Mr Miyutu: Madam Chairperson, may I have clarification on Programme 5011, Activity 353 – Construction of Trade Fair Stand – K72,620. Why is the ministry constructing a trade fair stand in 2018, whilst it has been in existence for many years? Does this mean that they have existed without a trade fair stand?


Hon. Opposition Members: Hear, hear!


Mr Mwale: Madam Chairperson, Programme 5011, Activity 353 – Construction of Trade Fair Stand – K72,620, there is a possibility that we have been renting, I will need to clarify that. However, we are constructing because we never had one.


I thank you, Madam Chairperson.


Vote 29/01 ordered to stand part of the Estimates.


Vote 29/02, 29/03 and 29/04 ordered to stand part of the Estimates.


VOTE 29/05 – (Ministry of Local Government – Local Government Administration Department – K1,323,919,130)


Mr Mutati: Madam Chairperson, I beg to move the following amendment under 04, Local Government Finance and Audit Unit, Programme 5004 Grants to Institutions – Capital, Activity 002 Constituency Development Fund, by the deletion of K218,400,000 and the substitution thereof of 249,600,000.


Amendment agreed to.


Vote 29/05, amended accordingly.


Mr Jere: Madam Chairperson, may I have clarification on Programme 5001, Activity 194 – Support to Provincial Local Government Offices – nil. There is no allocation for 2018. Does this mean that we have done away with provincial local government office?


Mr Mwale: Madam Chairperson, Programme 5001, Activity 194 – Support to Provincial Local Government Offices – nil, this speaks to the decentralisation. This money has gone to the provinces and it will be paid from there.


I thank you, Madam Chairperson.


Mr Nanjuwa: Madam Chairperson, may I have clarification on Programme 5003, Activity 158 – Support on the Establishment of the Equalisation Fund – K686,340. There was K42,583 allocated in 2017 and K686,340 in 2018. What has caused this increase?

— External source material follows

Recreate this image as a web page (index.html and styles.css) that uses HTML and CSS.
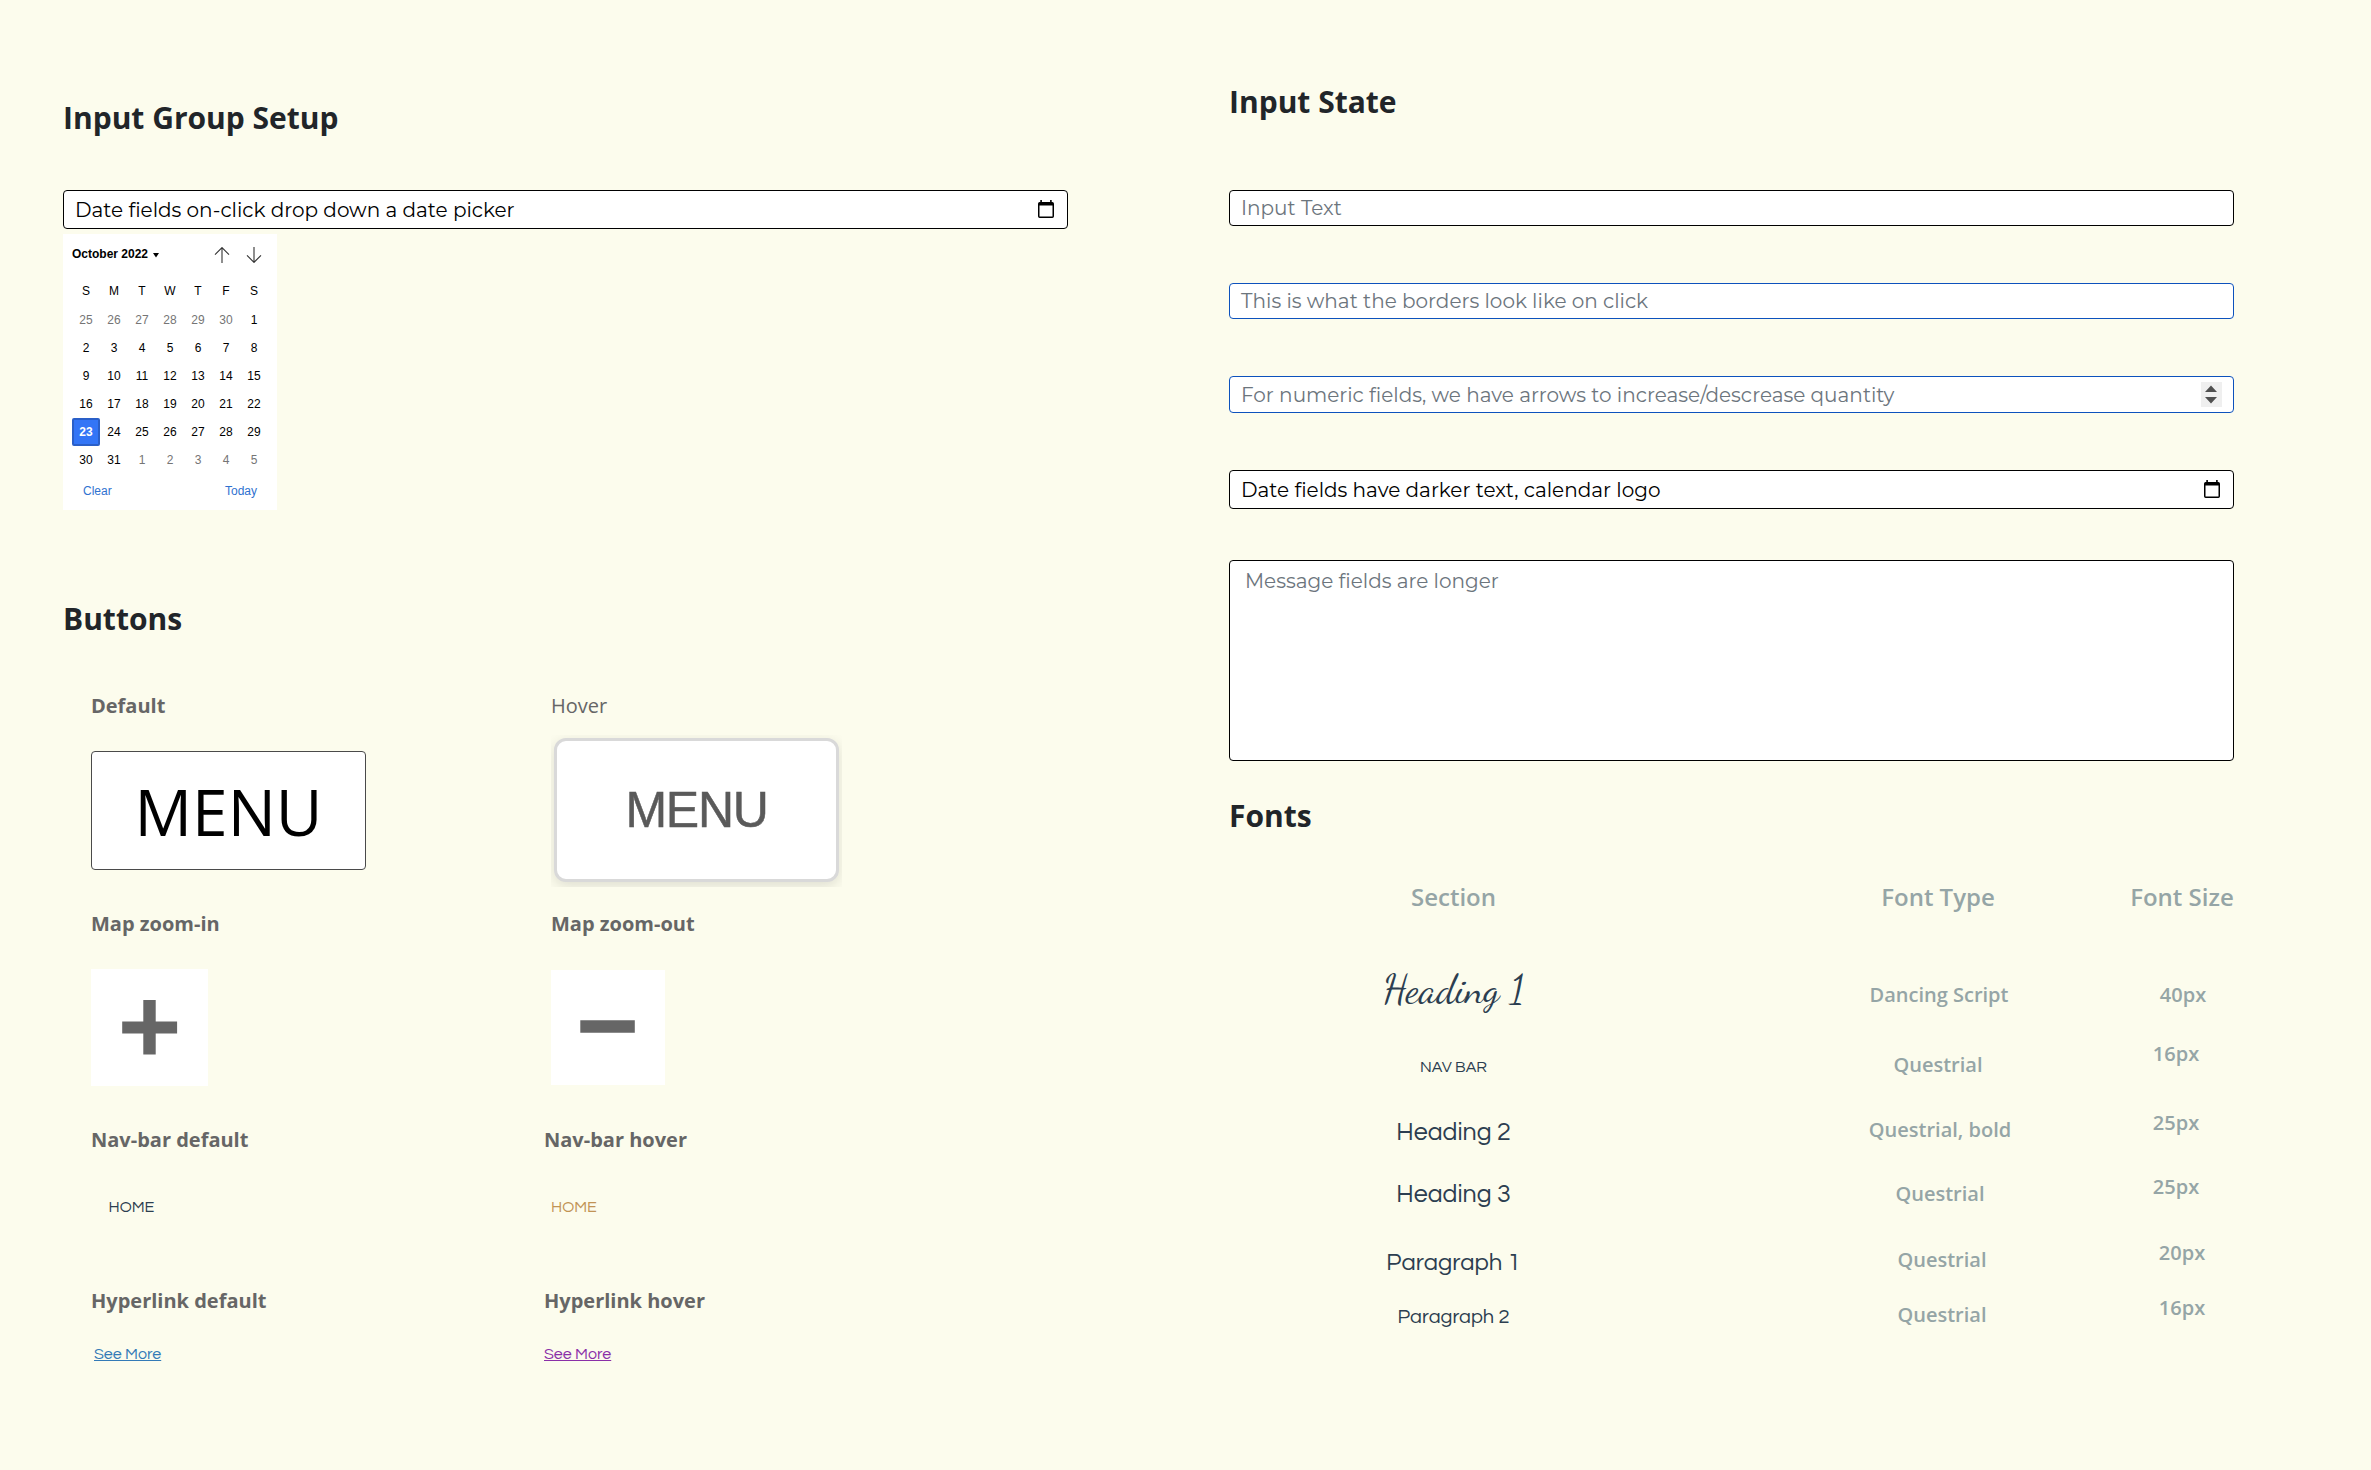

Mr Mwale: Madam Chairperson, Programme 5003, Activity 158 – Support on the Establishment of the Equalisation Fund – K686,340, this is responding to the issue that hon. Members raised about lack of supervision on how the equalisation fund is being used. This has been increased to allow supervision of the use of the fund.


I thank you, Madam Chairperson.


Hon. Opposition Members: Question!




Mr Mwene (Mangango): Madam Chairperson, may I have clarification on Programme 5030, Activity 164 – Facilitate formation and Strengthening of Ward Development Committees – K53,840. The allocation for 2018, has dropped even though the ward development committees still have a lot of challenges. What has caused this drop?


Mr Mwale: Madam Chairperson, Programme 5030, Activity 164 – Facilitate formation and Strengthening of Ward Development Committees – K53,840, the amount has reduced because we are forming these ward development committees in phases. Some were already formed and the remainder of the work is smaller than what has already been done.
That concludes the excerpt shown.